“In the short run, the market is a voting machine but in the long run, it is a weighing machine.”
This is a quote from Warren Buffett in 1987 who paraphrased a passage from Graham and Dodd’s seminal book Security Analysis, first published in 1934.
Currently, the “voting machine” is having a disproportionately large impact on AI shares. Stock returns are being driven by investor sentiment rather than fundamentals. And return volatility is extreme, even for mega-cap stocks such as Nvidia.
This type of market environment can compromise the predictive power of factors with slow decay rates, particularly value factors. Given this, we are focussing more on our screens and factors which exploit short-term mispricing opportunities.
We’re currently focussing on AI as a risk factor rather than an alpha source. We’ve reduced our gross exposure to these stocks and are closely monitoring our net exposure. More details on why we believe AI is currently a risk factor for our style of investing are provided in the next section.
More broadly, it seems the marginal price setter for shares is more likely to be a retail punter than an actively managed mutual fund. Early this year, David Einhorn lamented “the value industry has gotten completely annihilated” and “the market is fundamentally broken” (Business Insider, February 2024). Putting aside the hyperbole, we believe that buy-and-hold value investing is structurally challenged and largely subscribe to this view.
We’ve adapted our investment process to suit the market environment. We’ve added new short-term screens to our rebalance process and have greatly increased the number of daily trades. We’re now doing well over 200 trades per day. These trades are typically small and are focussed on finessing position sizes to exploit short-term liquidity flows.
In the long term, the “weighing machine” will determine share prices. The long term, however, isn’t compatible with our investment time horizon. We endeavour to provide consistent returns, regardless of the market environment, rather than offering the vague promise of being right eventually. It’s the reason why the fund performed strongly in 2021 when the market was focussed on growth opportunities and in 2022 when value dominated market sentiment. We’re also pleased the fund generated consistent returns in 2023 and has registered a positive return every month in 2024.
AI as a Risk Factor
Risk factors explain cross-sectional returns but are not a source of alpha in our investment process.
Some risk factors are always strongly correlated with stock returns. Examples include market, sector and size exposure.
The importance of other risk factors varies over time. A good example is Yen exposure. It’s always a risk factor but its particularly important currently given recent Yen depreciation, government intervention to support the currency, and the likelihood the BOJ will tighten monetary policy.
Other risk factors are specific to the current market environment and aren’t captured by risk models calibrated using historical data. Covid is the obvious example given it was the first global pandemic in 100 years.
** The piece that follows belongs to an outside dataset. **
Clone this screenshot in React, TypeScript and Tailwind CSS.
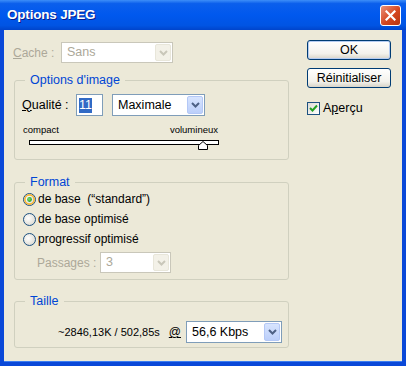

We believe there is a new risk factor which is driving investor sentiment but isn’t adequately captured in risk models: AI exposure. Many stocks which are beneficiaries of the AI revolution have outperformed. This list is large and extends far beyond NVDIA, TSMC, Micron, SK Hynix and other semiconductor stocks. For example, some REITs with data centre exposure have strongly outperformed YTD.
It’s not as manic as the Internet boom in the late 1990s, but some similarities are emerging. In late March 2000, Cisco became the most valuable company in the world, with a market capitalisation of more than $500 billion. In June, Nvidia hit this milestone with a market capitalisation of more than $3.3 trillion.
Much like during the Internet boom, the US is at the centre of the frenzy, attracting the strongest liquidity flows and the most extreme valuations. TSMC’s ADR currently trades at a 16.4% premium to its primary listing in Taiwan.
Other similarities include the outperformance of the Nasdaq Composite and the extreme level of global stock market concentration.
Another warning sign is that across Asian equity markets, liquidity flows rather than fundamentals are driving extreme share price divergencies. In Australia, NEXTDC and Goodman Group (whose growth outlook is contingent on data centre demand) are far more expensive than stocks listed in Singapore with significant data centre exposure (KDCREIT and Mapletree Industrial Trust). The contrast with Singapore Telecom is even more stark given its increasing data centre exposure and extremely cheap SOTP valuation. We believe this is because Australian investors tend to focus solely on Australian equities whereas Singaporean investors are more likely to have a regional focus, exposing them to more AI investment opportunities, particularly in Taiwan and Japan.
It’s hard to know whether the recent AI share price gains are a bubble which will pop, slowly deflate or prove to be resilient. What we do know is AI exposure is now a material risk factor which can’t be mitigated by minimising net sector exposures. Even within Semiconductors & Semiconductor Equipment the level of AI exposure varies widely.
To deal with this, we’re manually reviewing the AI exposure in our long and short portfolios to ensure we’re not materially exposed if there is a sudden reversal in investor sentiment. This is a big advantage we have over systematic quant funds which analyse risk based on generic risk models that don’t deal effectively with what is currently a significant driver of investor sentiment.